━━━━━ INFORMATION SHOWN

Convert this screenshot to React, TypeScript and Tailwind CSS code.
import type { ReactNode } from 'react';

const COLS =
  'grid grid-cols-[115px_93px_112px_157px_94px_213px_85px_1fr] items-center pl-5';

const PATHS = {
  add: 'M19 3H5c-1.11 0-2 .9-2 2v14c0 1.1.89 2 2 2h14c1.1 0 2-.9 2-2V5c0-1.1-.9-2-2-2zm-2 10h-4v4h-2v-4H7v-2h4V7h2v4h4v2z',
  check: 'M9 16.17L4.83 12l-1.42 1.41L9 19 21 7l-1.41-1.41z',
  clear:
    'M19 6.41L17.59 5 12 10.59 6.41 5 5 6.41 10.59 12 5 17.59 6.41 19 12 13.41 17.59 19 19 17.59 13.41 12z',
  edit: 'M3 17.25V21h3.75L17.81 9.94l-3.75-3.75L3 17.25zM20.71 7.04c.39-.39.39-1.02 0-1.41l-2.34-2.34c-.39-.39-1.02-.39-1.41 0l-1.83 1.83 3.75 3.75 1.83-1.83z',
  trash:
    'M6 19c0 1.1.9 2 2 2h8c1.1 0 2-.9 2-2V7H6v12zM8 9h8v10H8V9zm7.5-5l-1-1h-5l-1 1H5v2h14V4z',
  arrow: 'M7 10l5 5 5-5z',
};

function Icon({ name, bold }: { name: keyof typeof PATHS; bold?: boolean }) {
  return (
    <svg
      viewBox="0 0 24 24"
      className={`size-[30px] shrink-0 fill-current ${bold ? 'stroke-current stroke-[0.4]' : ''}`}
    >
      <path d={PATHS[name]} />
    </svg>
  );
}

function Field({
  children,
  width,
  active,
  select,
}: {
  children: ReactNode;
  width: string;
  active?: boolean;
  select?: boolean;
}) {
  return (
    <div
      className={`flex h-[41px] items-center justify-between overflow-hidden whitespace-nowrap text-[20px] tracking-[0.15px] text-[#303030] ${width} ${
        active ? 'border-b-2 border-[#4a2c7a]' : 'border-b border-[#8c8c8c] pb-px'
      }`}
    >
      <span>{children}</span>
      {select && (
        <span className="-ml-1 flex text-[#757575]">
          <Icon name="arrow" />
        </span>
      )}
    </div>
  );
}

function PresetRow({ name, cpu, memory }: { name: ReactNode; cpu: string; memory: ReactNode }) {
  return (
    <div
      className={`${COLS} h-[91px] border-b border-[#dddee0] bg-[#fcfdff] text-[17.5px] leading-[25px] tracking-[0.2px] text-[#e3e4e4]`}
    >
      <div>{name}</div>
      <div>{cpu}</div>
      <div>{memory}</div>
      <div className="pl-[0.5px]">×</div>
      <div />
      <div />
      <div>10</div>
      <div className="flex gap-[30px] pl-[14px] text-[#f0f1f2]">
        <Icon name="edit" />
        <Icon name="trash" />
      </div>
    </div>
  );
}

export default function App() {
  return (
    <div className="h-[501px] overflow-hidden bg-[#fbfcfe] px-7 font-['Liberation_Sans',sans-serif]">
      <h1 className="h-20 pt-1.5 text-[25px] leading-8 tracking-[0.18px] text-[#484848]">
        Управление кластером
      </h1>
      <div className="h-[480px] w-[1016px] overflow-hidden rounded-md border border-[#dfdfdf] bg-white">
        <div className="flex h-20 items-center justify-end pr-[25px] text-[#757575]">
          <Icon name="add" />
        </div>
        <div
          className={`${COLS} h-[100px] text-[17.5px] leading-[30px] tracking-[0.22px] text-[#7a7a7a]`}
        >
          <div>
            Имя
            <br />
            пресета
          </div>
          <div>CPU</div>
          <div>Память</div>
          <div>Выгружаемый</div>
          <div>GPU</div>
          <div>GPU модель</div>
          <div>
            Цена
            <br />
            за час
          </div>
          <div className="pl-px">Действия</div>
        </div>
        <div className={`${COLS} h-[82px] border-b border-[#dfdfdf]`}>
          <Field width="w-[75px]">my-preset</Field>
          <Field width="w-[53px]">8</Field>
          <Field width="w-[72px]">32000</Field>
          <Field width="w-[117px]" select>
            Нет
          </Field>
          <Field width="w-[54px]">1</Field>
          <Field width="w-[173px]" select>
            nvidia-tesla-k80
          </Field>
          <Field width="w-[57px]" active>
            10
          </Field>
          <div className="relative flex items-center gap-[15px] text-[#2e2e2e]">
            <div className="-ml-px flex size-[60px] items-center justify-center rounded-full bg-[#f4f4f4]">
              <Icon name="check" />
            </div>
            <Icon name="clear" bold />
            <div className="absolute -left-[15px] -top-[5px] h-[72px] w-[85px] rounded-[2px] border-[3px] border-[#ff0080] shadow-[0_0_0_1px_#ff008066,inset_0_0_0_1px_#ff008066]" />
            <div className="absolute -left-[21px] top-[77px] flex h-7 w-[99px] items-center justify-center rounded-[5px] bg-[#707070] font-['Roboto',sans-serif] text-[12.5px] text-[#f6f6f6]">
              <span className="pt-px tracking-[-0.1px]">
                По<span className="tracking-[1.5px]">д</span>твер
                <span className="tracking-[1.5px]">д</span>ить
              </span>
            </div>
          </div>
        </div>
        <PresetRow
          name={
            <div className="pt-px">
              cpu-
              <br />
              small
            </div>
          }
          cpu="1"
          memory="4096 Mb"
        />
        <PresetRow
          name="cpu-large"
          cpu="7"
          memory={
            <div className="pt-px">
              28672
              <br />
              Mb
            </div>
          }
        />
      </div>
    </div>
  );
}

━━━━━━━━━━

* _WHAT YOU ARE ASKED TO DO_
Transcribe the entire listing above precisely.

* _SOLUTION FOR THIS EXERCISE_
Convert this screenshot to React, TypeScript and Tailwind CSS code.
import type { ReactNode } from 'react';

const COLS =
  'grid grid-cols-[115px_93px_112px_157px_94px_213px_85px_1fr] items-center pl-5';

const PATHS = {
  add: 'M19 3H5c-1.11 0-2 .9-2 2v14c0 1.1.89 2 2 2h14c1.1 0 2-.9 2-2V5c0-1.1-.9-2-2-2zm-2 10h-4v4h-2v-4H7v-2h4V7h2v4h4v2z',
  check: 'M9 16.17L4.83 12l-1.42 1.41L9 19 21 7l-1.41-1.41z',
  clear:
    'M19 6.41L17.59 5 12 10.59 6.41 5 5 6.41 10.59 12 5 17.59 6.41 19 12 13.41 17.59 19 19 17.59 13.41 12z',
  edit: 'M3 17.25V21h3.75L17.81 9.94l-3.75-3.75L3 17.25zM20.71 7.04c.39-.39.39-1.02 0-1.41l-2.34-2.34c-.39-.39-1.02-.39-1.41 0l-1.83 1.83 3.75 3.75 1.83-1.83z',
  trash:
    'M6 19c0 1.1.9 2 2 2h8c1.1 0 2-.9 2-2V7H6v12zM8 9h8v10H8V9zm7.5-5l-1-1h-5l-1 1H5v2h14V4z',
  arrow: 'M7 10l5 5 5-5z',
};

function Icon({ name, bold }: { name: keyof typeof PATHS; bold?: boolean }) {
  return (
    <svg
      viewBox="0 0 24 24"
      className={`size-[30px] shrink-0 fill-current ${bold ? 'stroke-current stroke-[0.4]' : ''}`}
    >
      <path d={PATHS[name]} />
    </svg>
  );
}

function Field({
  children,
  width,
  active,
  select,
}: {
  children: ReactNode;
  width: string;
  active?: boolean;
  select?: boolean;
}) {
  return (
    <div
      className={`flex h-[41px] items-center justify-between overflow-hidden whitespace-nowrap text-[20px] tracking-[0.15px] text-[#303030] ${width} ${
        active ? 'border-b-2 border-[#4a2c7a]' : 'border-b border-[#8c8c8c] pb-px'
      }`}
    >
      <span>{children}</span>
      {select && (
        <span className="-ml-1 flex text-[#757575]">
          <Icon name="arrow" />
        </span>
      )}
    </div>
  );
}

function PresetRow({ name, cpu, memory }: { name: ReactNode; cpu: string; memory: ReactNode }) {
  return (
    <div
      className={`${COLS} h-[91px] border-b border-[#dddee0] bg-[#fcfdff] text-[17.5px] leading-[25px] tracking-[0.2px] text-[#e3e4e4]`}
    >
      <div>{name}</div>
      <div>{cpu}</div>
      <div>{memory}</div>
      <div className="pl-[0.5px]">×</div>
      <div />
      <div />
      <div>10</div>
      <div className="flex gap-[30px] pl-[14px] text-[#f0f1f2]">
        <Icon name="edit" />
        <Icon name="trash" />
      </div>
    </div>
  );
}

export default function App() {
  return (
    <div className="h-[501px] overflow-hidden bg-[#fbfcfe] px-7 font-['Liberation_Sans',sans-serif]">
      <h1 className="h-20 pt-1.5 text-[25px] leading-8 tracking-[0.18px] text-[#484848]">
        Управление кластером
      </h1>
      <div className="h-[480px] w-[1016px] overflow-hidden rounded-md border border-[#dfdfdf] bg-white">
        <div className="flex h-20 items-center justify-end pr-[25px] text-[#757575]">
          <Icon name="add" />
        </div>
        <div
          className={`${COLS} h-[100px] text-[17.5px] leading-[30px] tracking-[0.22px] text-[#7a7a7a]`}
        >
          <div>
            Имя
            <br />
            пресета
          </div>
          <div>CPU</div>
          <div>Память</div>
          <div>Выгружаемый</div>
          <div>GPU</div>
          <div>GPU модель</div>
          <div>
            Цена
            <br />
            за час
          </div>
          <div className="pl-px">Действия</div>
        </div>
        <div className={`${COLS} h-[82px] border-b border-[#dfdfdf]`}>
          <Field width="w-[75px]">my-preset</Field>
          <Field width="w-[53px]">8</Field>
          <Field width="w-[72px]">32000</Field>
          <Field width="w-[117px]" select>
            Нет
          </Field>
          <Field width="w-[54px]">1</Field>
          <Field width="w-[173px]" select>
            nvidia-tesla-k80
          </Field>
          <Field width="w-[57px]" active>
            10
          </Field>
          <div className="relative flex items-center gap-[15px] text-[#2e2e2e]">
            <div className="-ml-px flex size-[60px] items-center justify-center rounded-full bg-[#f4f4f4]">
              <Icon name="check" />
            </div>
            <Icon name="clear" bold />
            <div className="absolute -left-[15px] -top-[5px] h-[72px] w-[85px] rounded-[2px] border-[3px] border-[#ff0080] shadow-[0_0_0_1px_#ff008066,inset_0_0_0_1px_#ff008066]" />
            <div className="absolute -left-[21px] top-[77px] flex h-7 w-[99px] items-center justify-center rounded-[5px] bg-[#707070] font-['Roboto',sans-serif] text-[12.5px] text-[#f6f6f6]">
              <span className="pt-px tracking-[-0.1px]">
                По<span className="tracking-[1.5px]">д</span>твер
                <span className="tracking-[1.5px]">д</span>ить
              </span>
            </div>
          </div>
        </div>
        <PresetRow
          name={
            <div className="pt-px">
              cpu-
              <br />
              small
            </div>
          }
          cpu="1"
          memory="4096 Mb"
        />
        <PresetRow
          name="cpu-large"
          cpu="7"
          memory={
            <div className="pt-px">
              28672
              <br />
              Mb
            </div>
          }
        />
      </div>
    </div>
  );
}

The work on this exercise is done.